The Bosu Ballast Ball can be described as an exercise ball, a big soft elastic ball, but with extra ballast material inside. This modification changes a few things in a way that can be both beneficial and disadvantageous depending on the situation.

Bosu Ballast Ball review in short

Matt holding a Bosu Ballast Ball

The main points of the Bosu Ballast Ball are to make the ball heavier and prevent it from moving around compared to a regular exercise ball.

Depending on what exercise you choose this can make the movement more or less challenging.

For some people easier can mean better since it helps them work up to the challenging versions. For others, easier means less training progress per minute. Below you can find more specific guidelines.

In any case, the Bosu Ballast Ball does offer a slightly different take on standard exercise balls. Even though it is slightly pricier it can be a good choice.


  • Extra ballast can help you work up to harder exercises or make exercise harder
  • Hand pump included
  • Can hold up to 300 lbs (136 kg)
  • Sturdy
  • Does not roll away when you put it somewhere


  • Pricier than regular exercise balls
  • In some cases, choosing the Bosu Ballast Ball over a standard exercise ball can slow down progress.

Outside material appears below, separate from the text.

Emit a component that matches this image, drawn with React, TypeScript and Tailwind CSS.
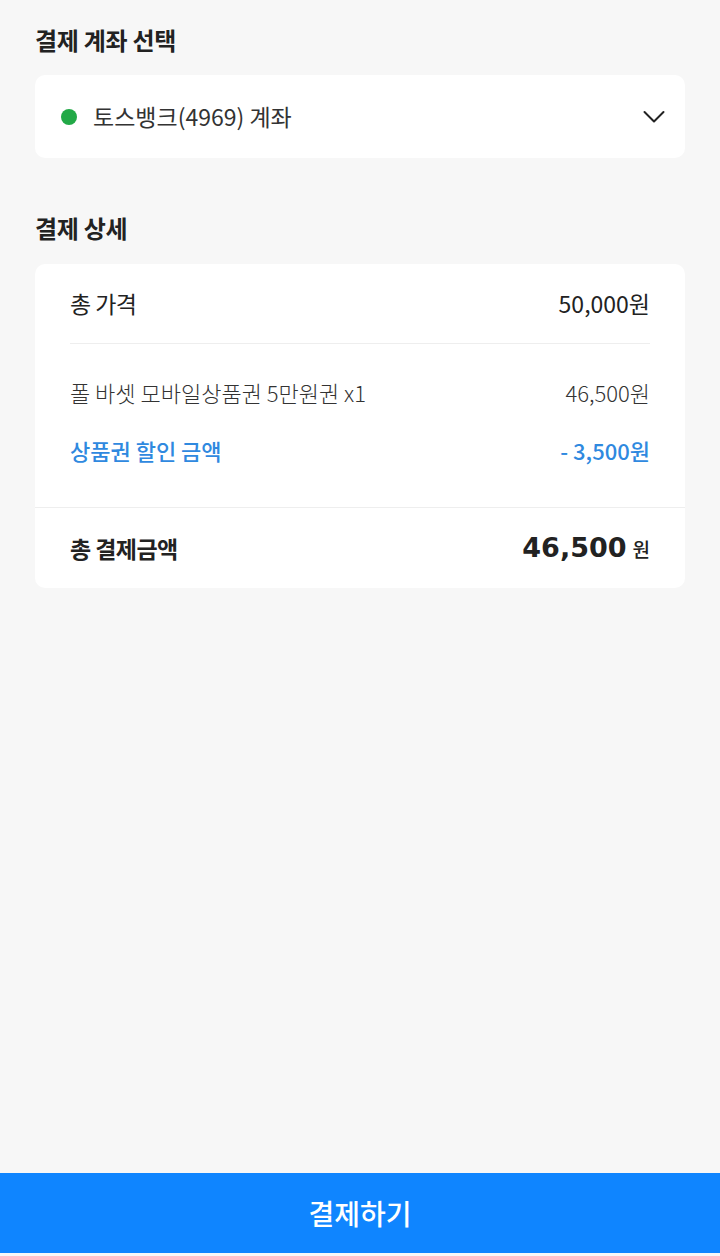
import React from "react";

const font = { fontFamily: '"Noto Sans CJK KR", "Noto Sans", sans-serif' };

function Row({ label, value, className }: { label: string; value: string; className: string }) {
  return (
    <div className={`flex h-10 items-center justify-between ${className}`}>
      <span>{label}</span>
      <span>{value}</span>
    </div>
  );
}

export default function App() {
  return (
    <div style={font} className="flex h-[1256px] w-[720px] flex-col bg-[#f7f7f7] text-[#222]">
      <div className="flex-1 px-[35px] pt-[25px]">
        <h2 className="mb-5 h-[30px] text-[24px] font-bold leading-[30px] tracking-[-0.3px]">결제 계좌 선택</h2>

        <div className="flex h-[83px] items-center rounded-[10px] bg-white pl-[26px] pr-5">
          <span className="h-4 w-4 rounded-full bg-[#22a947]" />
          <span className="ml-4 flex-1 text-[23px] text-[#333]">토스뱅크(4969) 계좌</span>
          <svg width="22" height="14" viewBox="0 0 22 14" fill="none" stroke="#222" strokeWidth="2" strokeLinecap="round" strokeLinejoin="round">
            <path d="M1.5 2l9.5 9.5L20.5 2" />
          </svg>
        </div>

        <h2 className="mb-[21px] mt-[55px] h-[30px] text-[24px] font-bold leading-[30px] tracking-[-0.3px]">결제 상세</h2>

        <div className="rounded-[10px] bg-white">
          <div className="px-[35px]">
            <div className="flex h-20 items-center justify-between border-b border-[#eeeeee] text-[23px]">
              <span className="tracking-tight">총 가격</span>
              <span>50,000원</span>
            </div>
            <div className="pb-[37px] pt-[28px]">
              <Row label="폴 바셋 모바일상품권 5만원권 x1" value="46,500원" className="text-[22px] font-light text-[#333]" />
              <Row label="상품권 할인 금액" value="- 3,500원" className="mt-[18px] text-[22px] font-medium text-[#2f89df]" />
            </div>
          </div>
          <div className="flex h-[81px] items-center justify-between border-t border-[#eeeeee] px-[35px]">
            <span className="text-[23px] font-bold tracking-tight">총 결제금액</span>
            <span className="flex items-baseline">
              <span className="text-[27px] font-bold" style={{ fontFamily: '"DejaVu Sans", sans-serif' }}>46,500</span>
              <span className="ml-1.5 text-[19px] font-medium">원</span>
            </span>
          </div>
        </div>
      </div>

      <button className="mb-[3px] h-20 w-full bg-[#0f85ff] text-[28px] font-medium text-white">결제하기</button>
    </div>
  );
}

Training with the Bosu Ballast Ball

The extra ballast inside the ball makes it harder for the ball to move. In some types of exercises, this makes the movement harder. In others, it does the opposite. Both of these can be helpful for some individuals and slow down progress for others.

When it comes to balance and coordination exercises, using a Bosu Ballast Ball is generally easier than a regular exercise ball. For individuals at a relatively low skill level when it comes to these things, this can be helpful for working up to more challenging exercises.

If you are already experienced with balance and coordination, using a Bosu Ballast Ball will slow down your progress compared to using a regular exercise ball.

In exercises like a hamstring curl where you need to move the ball with your muscles, a Bosu Ballast Ball makes the exercise harder than a regular exercise ball.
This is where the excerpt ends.